I recently had the opportunity to attend the Milken Institute Global Conference in Los Angeles.  If you ever have an opportunity to attend, I highly recommend it.  My company has been a sponsor of this conference, and many others, over the years and I can say this is truly one of the most unique conferences today.

More than 3,000 of the world’s leading decision-makers gather in Los Angeles to attend over 120 sessions that examine challenging global issues from reducing our dependence on oil to ensuring that people everywhere have access to a good education, quality health care and well-paying jobs.

Some of the highlights of the conference included director Sydney Pollack interviewing architect Frank Gehry, a look at public-figure philanthropy with Andre Agassi, Michael J. Fox and Ted Turner, and a session on the politics of climate change with Sen. John Kerry and other experts.

I didn’t have a lot of time at the conference but I did manage to attend a very good luncheon hosted by financier Mike Milken, an interview with actor Kirk Douglas, a breakfast by publisher Steve Forbes, and a luncheon hosted by Maria Bartiromo of CNBC fame.

Nobel Laureates in Economics Address “The Future of Capitalism”

This luncheon was moderated by Michael Milken and included three Nobel Laureates (Kenneth Arrow, Gary Becker, Myron Scholes).  He posed an expansive question for them: What is the future of global capitalism?
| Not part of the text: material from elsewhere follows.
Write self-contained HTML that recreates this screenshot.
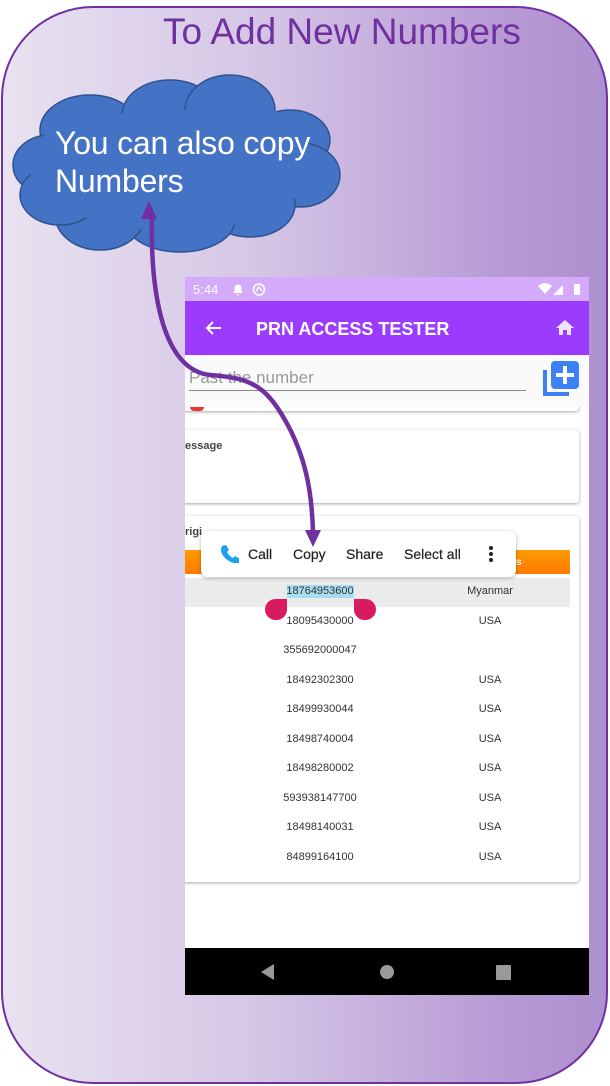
<!DOCTYPE html>
<html><head><meta charset="utf-8"><style>
*{margin:0;padding:0;box-sizing:border-box}
body{width:610px;height:1086px;overflow:hidden;background:#fff;font-family:"Liberation Sans",sans-serif;position:relative}
.bg{position:absolute;left:1px;top:6px;width:607px;height:1078px;border:2px solid #7030a0;border-radius:92px;background:linear-gradient(to right,#e8e2f0,#d6c8e6 40%,#b698d4 85%,#ae90d0)}
.t{position:absolute;white-space:nowrap}
.scr{position:absolute;left:185px;top:277px;width:404px;height:718px;background:#fff;overflow:hidden}
.card{position:absolute;background:#fff;border-radius:3px;box-shadow:0 1px 3px rgba(0,0,0,.35)}
.num{position:absolute;left:70px;width:130px;text-align:center;font-size:11px;color:#333}
.cty{position:absolute;left:270px;width:70px;text-align:center;font-size:11px;color:#333}
.pm{position:absolute;white-space:nowrap;top:269px;font-size:14px;color:#222;font-weight:500;-webkit-text-stroke:0.2px #222}
</style></head><body>
<div class="bg"></div>
<div class="t" style="left:163px;top:11px;font-size:37px;color:#7030a0">To Add New Numbers</div>
<svg style="position:absolute;left:0;top:0" width="360" height="270">
<g fill="#4472c4" stroke="#2f528f" stroke-width="1.5">
<ellipse cx="90" cy="130" rx="50" ry="35"/>
<ellipse cx="170" cy="115" rx="48" ry="35"/>
<ellipse cx="230" cy="110" rx="45" ry="35"/>
<ellipse cx="290" cy="140" rx="40" ry="30"/>
<ellipse cx="300" cy="175" rx="40" ry="32"/>
<ellipse cx="250" cy="205" rx="45" ry="32"/>
<ellipse cx="180" cy="220" rx="55" ry="32"/>
<ellipse cx="100" cy="215" rx="45" ry="35"/>
<ellipse cx="50" cy="165" rx="37" ry="30"/>
<ellipse cx="60" cy="195" rx="40" ry="30"/>
</g>
<ellipse cx="170" cy="170" rx="140" ry="60" fill="#4472c4"/>
<ellipse cx="90" cy="160" rx="55" ry="45" fill="#4472c4"/>
<ellipse cx="240" cy="150" rx="70" ry="45" fill="#4472c4"/>
</svg>
<div class="t" style="left:55px;top:124px;font-size:32px;line-height:38px;color:#fff;letter-spacing:-0.2px">You can also copy<br>Numbers</div>
<div class="scr">
 <div style="position:absolute;left:0;top:0;width:404px;height:24px;background:#d3abfa"></div>
 <div class="t" style="left:8px;top:5px;font-size:13px;color:#fff">5:44</div>
 <svg style="position:absolute;left:46px;top:5px" width="40" height="15"><path d="M2 11h10l-1.5-2V6a3.5 3.5 0 0 0-7 0v3zM5.5 12.5h3l-1.5 1.5z" fill="#fff"/><circle cx="28" cy="7.5" r="5.5" fill="none" stroke="#fff" stroke-width="1.6"/><path d="M25 9l3-4 3 4" fill="none" stroke="#fff" stroke-width="1.4"/></svg>
 <svg style="position:absolute;left:352px;top:5px" width="48" height="16"><path d="M1 4q7-6 14 0l-7 8z" fill="#fff"/><path d="M16 13l10-10v10z" fill="#fff"/><rect x="37" y="2" width="6" height="11" rx="1" fill="#fff"/></svg>
 <div style="position:absolute;left:0;top:24px;width:404px;height:54px;background:#9a3bfd"></div>
 <svg style="position:absolute;left:19px;top:43px" width="18" height="16"><path d="M17 8H3M9 2L3 8l6 6" fill="none" stroke="#fff" stroke-width="2"/></svg>
 <div class="t" style="left:71px;top:42px;font-size:18px;font-weight:bold;color:#fff">PRN ACCESS TESTER</div>
 <svg style="position:absolute;left:370px;top:42px" width="20" height="17"><path d="M10 1L1 9h3v7h4v-5h4v5h4V9h3z" fill="#efe3ff"/></svg>
 <div style="position:absolute;left:0;top:78px;width:404px;height:52px;background:#fafafa"></div>
 <div class="card" style="left:-5px;top:100px;width:399px;height:34px"></div>
 <div style="position:absolute;left:0;top:80px;width:404px;height:50px;background:#fafafa"></div>
 <div class="t" style="left:4px;top:91px;font-size:17px;color:#999">Past the number</div>
 <div style="position:absolute;left:4px;top:113px;width:337px;height:1px;background:#888"></div>
 <div style="position:absolute;left:5px;top:130px;width:14px;height:4px;border-radius:0 0 7px 7px;background:#e53935"></div>
 <svg style="position:absolute;left:357px;top:81px" width="40" height="40"><path d="M3 12v24h24" fill="none" stroke="#3c82f6" stroke-width="4"/><rect x="9" y="3" width="28" height="28" rx="4" fill="#3c82f6"/><path d="M23 8v18M14 17h18" stroke="#fff" stroke-width="4"/></svg>
 <div class="card" style="left:-5px;top:153px;width:399px;height:73px"></div>
 <div class="t" style="left:0;top:163px;font-size:11px;font-weight:bold;color:#444">essage</div>
 <div class="card" style="left:-5px;top:239px;width:399px;height:366px"></div>
 <div class="t" style="left:0;top:249px;font-size:11px;font-weight:bold;color:#444">rigi</div>
 <div style="position:absolute;left:0;top:273px;width:385px;height:24px;background:linear-gradient(#ff9a00,#ff7a00)"></div>
 <div class="t" style="left:331px;top:280px;font-size:10px;font-weight:bold;color:#fff">s</div>
 <div style="position:absolute;left:0;top:301px;width:385px;height:29px;background:#ebebeb"></div>
 <div style="position:absolute;left:102px;top:308px;width:67px;height:13px;background:#a8dcef"></div>
 <div class="num" style="top:308px">18764953600</div><div class="cty" style="top:308px;left:270px">Myanmar</div>
 <div style="position:absolute;left:80px;top:322px;width:22px;height:21px;background:#d81b60;border-radius:11px 0 11px 11px"></div>
 <div style="position:absolute;left:169px;top:322px;width:22px;height:21px;background:#d81b60;border-radius:0 11px 11px 11px"></div>
 <div class="num" style="top:338px">18095430000</div><div class="cty" style="top:338px">USA</div>
 <div class="num" style="top:367px">355692000047</div>
 <div class="num" style="top:397px">18492302300</div><div class="cty" style="top:397px">USA</div>
 <div class="num" style="top:426px">18499930044</div><div class="cty" style="top:426px">USA</div>
 <div class="num" style="top:456px">18498740004</div><div class="cty" style="top:456px">USA</div>
 <div class="num" style="top:485px">18498280002</div><div class="cty" style="top:485px">USA</div>
 <div class="num" style="top:515px">593938147700</div><div class="cty" style="top:515px">USA</div>
 <div class="num" style="top:544px">18498140031</div><div class="cty" style="top:544px">USA</div>
 <div class="num" style="top:574px">84899164100</div><div class="cty" style="top:574px">USA</div>
 <div style="position:absolute;left:16px;top:254px;width:315px;height:46px;background:#fff;border-radius:7px;box-shadow:0 1px 4px rgba(0,0,0,.3)"></div>
 <svg style="position:absolute;left:34px;top:267px" width="20" height="20"><path d="M3 2l4-1 3 5-2 2q2 4 6 6l2-2 5 3-1 4q-8 1-14-5T3 2z" fill="#1ea0ee"/></svg>
 <div class="pm" style="left:63px">Call</div>
 <div class="pm" style="left:108px">Copy</div>
 <div class="pm" style="left:161px">Share</div>
 <div class="pm" style="left:219px">Select all</div>
 <svg style="position:absolute;left:303px;top:268px" width="6" height="18"><circle cx="3" cy="3" r="2" fill="#222"/><circle cx="3" cy="9" r="2" fill="#222"/><circle cx="3" cy="15" r="2" fill="#222"/></svg>
 <div style="position:absolute;left:0;top:671px;width:404px;height:47px;background:#000"></div>
 <svg style="position:absolute;left:0;top:671px" width="404" height="47"><path d="M76 24l13-8v16z" fill="#999"/><circle cx="202" cy="24" r="7" fill="#999"/><rect x="311" y="17" width="15" height="15" rx="1" fill="#999"/></svg>
</div>
<svg style="position:absolute;left:0;top:0" width="610" height="1086">
<path d="M152 215C150 300 165 370 210 375C250 378 265 385 285 420C305 455 312 490 313 533" fill="none" stroke="#7030a0" stroke-width="4.5"/>
<path d="M141 219L149 201L157 219z" fill="#7030a0"/>
<path d="M305 530L313 547L321 530z" fill="#7030a0"/>
</svg>
</body></html>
The result was a wide-ranging, big-picture discussion of the role capitalism has played in increasing society’s welfare, and whether this development is likely to continue.  Overall, the panelists were quite positive and there were some interesting charts regarding the positives and negatives and the role technology has played in our population development.

A Conversation With Kirk Douglas

I have always been a huge fan of Kirk Douglas movies (and his son) and so it was really interesting to attend this interview hosted by Mort Zuckerman, Chairman and Editor-in-Chief of U.S. News & World Report.  Kirk has appeared in more than 70 films over six decades in Hollywood.

At 90 years old, Kirk discussed his latest autobiographical book titled ”Let’s Face It”.  He has had a stroke so his speech was a little slurred but he was very understandable.  He spoke at length about the need for peace in the world for our children’s sake, the suicide of his youngest son, the great achievements of his son Michael Douglas, and his views regarding racism in the USA.  One of the final questions/comments came from the mother of Joachim and River Phoenix who shared her similar experiences raising her sons.

U.S. Overview: Not Too Hot, Not Too Cold?

This panel was moderated by Steve Forbes, President and CEO of Forbes Inc., and included Brian Fabbri (Chief U.S. Economist for North America, BNP Paribas), Angelo Mozilo (Chairman and CEO, Countrywide Financial Corporation), Peter Orszag (Director, Congressional Budget Office) and Andrew Rosenfield (Managing Partner, Guggenheim Partners). 

The panel revolved around questions regarding whether the U.S. is poised for a return of the “Goldilocks economy” similar to 1995-96 – not too strong to cause inflation yet not too weak to slip into recession? (In other words, just right.) 

2007: The Year of Private Equity?

This panel had a lot of glitz but not a lot of substance or meaningful takeaways.  The panel was moderated by Maria Bartiromo, Managing Editor and Anchor of ”The Wall Street Journal Report” for CNBC.  On the panel were CEOs of some of the top private equity firms in the U.S. including Leon Black (Founding Partner, Apollo Advisors LP), David Bonderman (Principal and Founding Partner, Texas Pacific Group), Thomas Lee (President and CEO, Thomas H. Lee Capital LLC) and David Rubenstein (Managing Director, The Carlyle Group).

These firms have bought some of the most recognized public companies in America: Reader’s Digest, Dunkin’ Donuts, Toys-R-Us, Neiman Marcus and Metro-Goldwyn-Mayer. These private-equity firms have changed their image and are now viewed by many as financial saviors, paying good money for underperforming companies and turning them around. And they are averaging 13 percent returns in the past two decades, which is good for institutional investors. Of course, not everyone views them so positively. Flush with money, and running short on targets, these investors have become more aggressive in their search for firms to buy, which has raised concerns with regulatory agencies both within and outside the U.S.